Leslie improved her position in the starting lineup over the course of the cross-country season. She was fourth among the Cowgirls in her college debut, a 5K.
In the next race, a 6K, she placed third on the squad and 29th among the 52 finishers.
By the Rocky Mountain Athletic Conference and season-ending Division II South Region championships — both 6K races — she was the team’s third finisher.
She ran a career-best time of 24 minutes, 5.1 seconds in the regional, shaving more than a minute off her time from a September race.
She didn’t have a particular race strategy, other than to take “one race at a time,” she said.
“I try not to think so far ahead,” she said. “I do kind of psych myself out.”
But she did start fast in races.
“I tried to find a place I was comfortable,” she said. “I’m much more of a racer from the gun.”
She didn’t have to change much of her running form.

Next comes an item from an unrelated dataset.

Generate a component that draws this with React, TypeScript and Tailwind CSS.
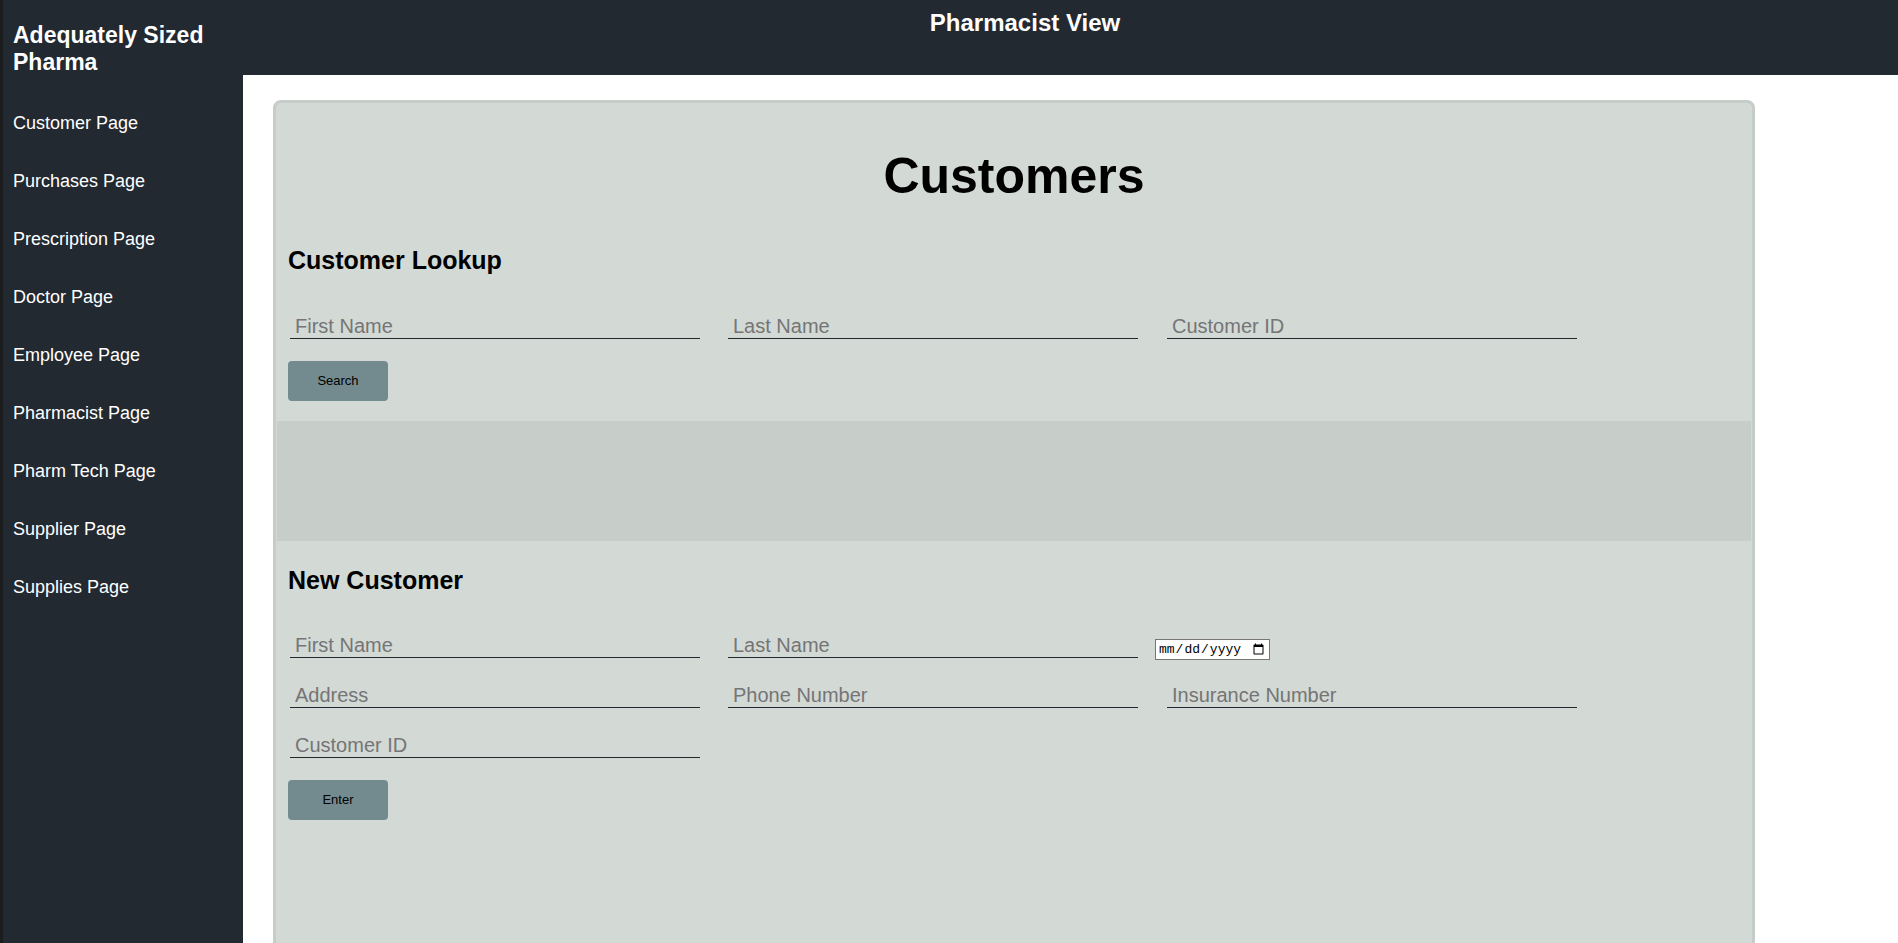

Bob DeVries, head cross-country and track coach, suggested she tuck her elbows more.
“He knows I could do better,” she said. “It was more so how I was feeling about a race or practice.”
During the indoor and outdoor track seasons, Leslie competed mostly in the 5,000-meter run. She won the race at an April meet, placing ahead of Navajo Prep product Brandy Ray and Window Rock graduate Taylor Murphy, both of Fort Lewis College. And she was second in the 5,000 at a March meet.
“I do love the 5K,” she said. “My body is more suited for endurance. I do not have much speed as a runner.”
Her other track events were the mile, 800, 1,500 and 3,000 runs.
Leslie has been training six to seven days a week this summer, running a minimum of six miles daily when she trains.
“I did really try to stick to training this summer,” she said the afternoon she returned from a short vacation with family.
“Runs I used to feel really hard, they’re really easy now,” she said.